__Aim__.
Check each line of the material below for "React", then copy the ones that contain it.

__Source excerpt__.
----
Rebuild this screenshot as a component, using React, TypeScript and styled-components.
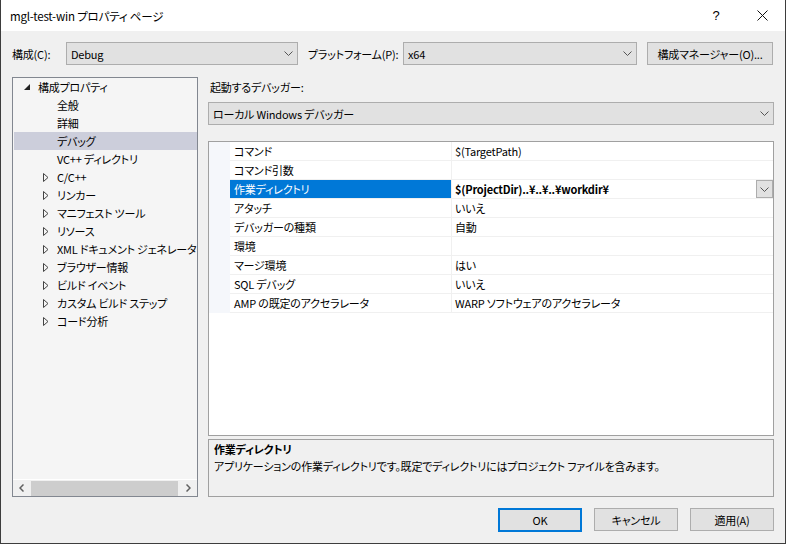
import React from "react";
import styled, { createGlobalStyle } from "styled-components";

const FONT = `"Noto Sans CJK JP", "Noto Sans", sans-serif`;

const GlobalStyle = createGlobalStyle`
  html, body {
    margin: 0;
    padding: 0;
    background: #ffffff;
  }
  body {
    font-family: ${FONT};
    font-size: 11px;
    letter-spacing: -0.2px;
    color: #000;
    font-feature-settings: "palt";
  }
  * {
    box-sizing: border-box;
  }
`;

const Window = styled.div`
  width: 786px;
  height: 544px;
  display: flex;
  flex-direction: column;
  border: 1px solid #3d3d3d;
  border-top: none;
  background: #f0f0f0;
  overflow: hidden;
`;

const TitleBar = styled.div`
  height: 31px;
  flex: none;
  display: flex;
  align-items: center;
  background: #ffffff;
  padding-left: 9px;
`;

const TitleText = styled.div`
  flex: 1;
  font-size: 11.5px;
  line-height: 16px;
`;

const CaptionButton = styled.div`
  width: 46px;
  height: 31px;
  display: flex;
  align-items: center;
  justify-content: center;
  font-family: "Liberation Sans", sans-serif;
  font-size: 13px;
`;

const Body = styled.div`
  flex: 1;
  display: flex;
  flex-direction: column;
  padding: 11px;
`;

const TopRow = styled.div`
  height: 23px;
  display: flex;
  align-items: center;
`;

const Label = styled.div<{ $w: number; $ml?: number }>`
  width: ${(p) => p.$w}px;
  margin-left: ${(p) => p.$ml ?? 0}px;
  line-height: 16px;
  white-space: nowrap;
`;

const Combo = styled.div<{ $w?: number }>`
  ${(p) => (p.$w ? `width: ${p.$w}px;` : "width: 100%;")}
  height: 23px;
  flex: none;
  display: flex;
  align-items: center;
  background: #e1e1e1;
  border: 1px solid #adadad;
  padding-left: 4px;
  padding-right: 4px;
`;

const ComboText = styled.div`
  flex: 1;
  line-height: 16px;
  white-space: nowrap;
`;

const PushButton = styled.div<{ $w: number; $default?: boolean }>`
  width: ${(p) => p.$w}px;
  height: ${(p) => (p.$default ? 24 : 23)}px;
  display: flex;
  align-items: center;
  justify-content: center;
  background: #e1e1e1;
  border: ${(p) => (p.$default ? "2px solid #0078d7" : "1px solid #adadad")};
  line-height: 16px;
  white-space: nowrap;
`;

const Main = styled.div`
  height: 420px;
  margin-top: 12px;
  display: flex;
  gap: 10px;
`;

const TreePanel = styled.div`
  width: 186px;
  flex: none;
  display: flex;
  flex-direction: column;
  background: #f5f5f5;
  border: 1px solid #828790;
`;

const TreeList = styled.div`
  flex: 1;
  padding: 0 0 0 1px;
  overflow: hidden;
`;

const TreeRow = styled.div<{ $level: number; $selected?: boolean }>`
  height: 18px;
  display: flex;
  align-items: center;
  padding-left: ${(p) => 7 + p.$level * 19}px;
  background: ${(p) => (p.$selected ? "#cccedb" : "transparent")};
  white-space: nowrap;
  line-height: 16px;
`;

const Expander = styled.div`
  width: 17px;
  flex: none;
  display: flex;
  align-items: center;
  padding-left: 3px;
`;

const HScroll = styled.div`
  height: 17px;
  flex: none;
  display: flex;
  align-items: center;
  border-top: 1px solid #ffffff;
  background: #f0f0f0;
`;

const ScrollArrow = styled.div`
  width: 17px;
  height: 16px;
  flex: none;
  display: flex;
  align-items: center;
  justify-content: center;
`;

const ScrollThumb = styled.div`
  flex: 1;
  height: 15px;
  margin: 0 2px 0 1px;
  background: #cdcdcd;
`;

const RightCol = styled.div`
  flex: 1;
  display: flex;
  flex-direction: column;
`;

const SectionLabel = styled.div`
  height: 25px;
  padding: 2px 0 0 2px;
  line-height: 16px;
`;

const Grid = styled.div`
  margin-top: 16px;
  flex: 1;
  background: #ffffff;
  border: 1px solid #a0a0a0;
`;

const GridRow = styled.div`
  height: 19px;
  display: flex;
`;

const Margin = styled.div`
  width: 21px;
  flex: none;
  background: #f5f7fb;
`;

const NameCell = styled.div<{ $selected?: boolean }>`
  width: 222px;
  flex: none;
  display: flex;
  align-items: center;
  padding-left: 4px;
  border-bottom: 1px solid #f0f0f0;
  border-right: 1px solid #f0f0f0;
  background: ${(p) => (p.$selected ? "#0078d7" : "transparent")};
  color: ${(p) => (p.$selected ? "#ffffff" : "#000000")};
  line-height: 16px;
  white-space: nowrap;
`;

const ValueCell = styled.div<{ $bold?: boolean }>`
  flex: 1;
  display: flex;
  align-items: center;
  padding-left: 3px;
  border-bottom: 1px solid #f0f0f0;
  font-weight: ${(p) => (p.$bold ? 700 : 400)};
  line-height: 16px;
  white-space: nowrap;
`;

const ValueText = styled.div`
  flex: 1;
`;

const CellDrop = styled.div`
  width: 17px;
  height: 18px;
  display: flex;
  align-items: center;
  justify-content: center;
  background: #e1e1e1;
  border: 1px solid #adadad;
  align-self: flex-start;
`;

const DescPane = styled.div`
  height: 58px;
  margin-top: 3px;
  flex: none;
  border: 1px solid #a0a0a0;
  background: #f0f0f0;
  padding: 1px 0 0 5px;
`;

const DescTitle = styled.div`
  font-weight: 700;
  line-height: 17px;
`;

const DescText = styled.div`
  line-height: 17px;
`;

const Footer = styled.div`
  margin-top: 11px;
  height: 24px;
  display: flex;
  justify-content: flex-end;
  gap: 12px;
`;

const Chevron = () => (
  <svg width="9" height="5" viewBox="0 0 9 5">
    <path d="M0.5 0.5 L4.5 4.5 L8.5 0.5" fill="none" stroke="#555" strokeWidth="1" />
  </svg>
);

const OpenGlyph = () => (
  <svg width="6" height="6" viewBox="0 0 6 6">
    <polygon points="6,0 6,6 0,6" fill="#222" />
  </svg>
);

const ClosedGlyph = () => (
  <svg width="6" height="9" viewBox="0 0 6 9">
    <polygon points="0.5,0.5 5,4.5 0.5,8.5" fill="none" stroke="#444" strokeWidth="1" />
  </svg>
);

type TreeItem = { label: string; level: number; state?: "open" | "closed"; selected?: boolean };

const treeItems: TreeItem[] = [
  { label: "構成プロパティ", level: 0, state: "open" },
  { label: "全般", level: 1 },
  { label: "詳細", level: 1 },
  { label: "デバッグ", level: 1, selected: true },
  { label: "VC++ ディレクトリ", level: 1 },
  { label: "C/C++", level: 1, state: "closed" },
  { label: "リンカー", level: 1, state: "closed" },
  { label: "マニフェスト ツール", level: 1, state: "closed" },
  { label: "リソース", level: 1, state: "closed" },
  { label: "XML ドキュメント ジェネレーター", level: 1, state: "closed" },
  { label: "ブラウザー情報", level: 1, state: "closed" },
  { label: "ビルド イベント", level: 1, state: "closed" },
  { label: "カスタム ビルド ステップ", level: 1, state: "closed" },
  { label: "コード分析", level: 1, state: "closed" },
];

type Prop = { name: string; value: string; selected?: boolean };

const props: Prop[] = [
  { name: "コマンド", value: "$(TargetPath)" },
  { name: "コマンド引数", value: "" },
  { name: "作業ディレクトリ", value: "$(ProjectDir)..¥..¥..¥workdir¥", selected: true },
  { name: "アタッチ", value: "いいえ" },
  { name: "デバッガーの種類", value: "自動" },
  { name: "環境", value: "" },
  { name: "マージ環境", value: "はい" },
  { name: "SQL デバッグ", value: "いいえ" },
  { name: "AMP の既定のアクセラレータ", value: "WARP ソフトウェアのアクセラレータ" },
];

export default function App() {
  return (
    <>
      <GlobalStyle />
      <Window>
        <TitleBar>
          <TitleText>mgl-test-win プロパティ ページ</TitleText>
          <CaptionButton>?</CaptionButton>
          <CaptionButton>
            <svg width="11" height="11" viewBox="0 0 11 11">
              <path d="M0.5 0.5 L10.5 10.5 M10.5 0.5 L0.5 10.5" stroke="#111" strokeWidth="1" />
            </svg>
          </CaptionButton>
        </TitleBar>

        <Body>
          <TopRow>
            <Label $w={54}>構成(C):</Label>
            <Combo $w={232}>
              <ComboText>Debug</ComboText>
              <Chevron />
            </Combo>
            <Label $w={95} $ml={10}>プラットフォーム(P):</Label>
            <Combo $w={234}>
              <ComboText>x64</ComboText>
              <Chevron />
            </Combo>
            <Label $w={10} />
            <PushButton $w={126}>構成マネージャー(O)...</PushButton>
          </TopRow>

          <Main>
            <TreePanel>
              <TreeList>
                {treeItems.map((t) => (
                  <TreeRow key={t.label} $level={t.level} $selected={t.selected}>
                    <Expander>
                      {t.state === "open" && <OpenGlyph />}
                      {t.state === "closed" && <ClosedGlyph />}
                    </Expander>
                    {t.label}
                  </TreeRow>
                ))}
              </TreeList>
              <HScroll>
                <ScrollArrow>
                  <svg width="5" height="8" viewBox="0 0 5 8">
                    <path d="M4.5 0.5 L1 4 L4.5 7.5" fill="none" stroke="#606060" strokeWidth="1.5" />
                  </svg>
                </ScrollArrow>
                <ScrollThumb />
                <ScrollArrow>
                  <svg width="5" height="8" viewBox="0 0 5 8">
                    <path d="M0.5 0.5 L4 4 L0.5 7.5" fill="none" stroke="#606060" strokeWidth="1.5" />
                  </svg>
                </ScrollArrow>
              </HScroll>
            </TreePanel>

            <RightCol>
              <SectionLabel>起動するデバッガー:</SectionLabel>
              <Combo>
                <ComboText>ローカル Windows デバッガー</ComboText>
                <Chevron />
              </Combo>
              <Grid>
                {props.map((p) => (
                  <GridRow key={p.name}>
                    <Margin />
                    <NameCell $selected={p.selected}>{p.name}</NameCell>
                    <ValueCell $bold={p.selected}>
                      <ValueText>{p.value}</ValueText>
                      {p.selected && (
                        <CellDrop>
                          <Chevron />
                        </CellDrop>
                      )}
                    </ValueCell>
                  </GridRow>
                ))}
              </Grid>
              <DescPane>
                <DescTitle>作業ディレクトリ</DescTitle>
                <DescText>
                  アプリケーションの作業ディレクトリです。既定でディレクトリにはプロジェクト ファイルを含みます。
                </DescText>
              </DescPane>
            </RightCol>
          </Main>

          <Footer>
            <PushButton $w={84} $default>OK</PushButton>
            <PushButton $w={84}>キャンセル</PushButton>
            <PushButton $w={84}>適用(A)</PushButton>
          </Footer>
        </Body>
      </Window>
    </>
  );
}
----
__The response__.
Rebuild this screenshot as a component, using React, TypeScript and styled-components.
import React from "react";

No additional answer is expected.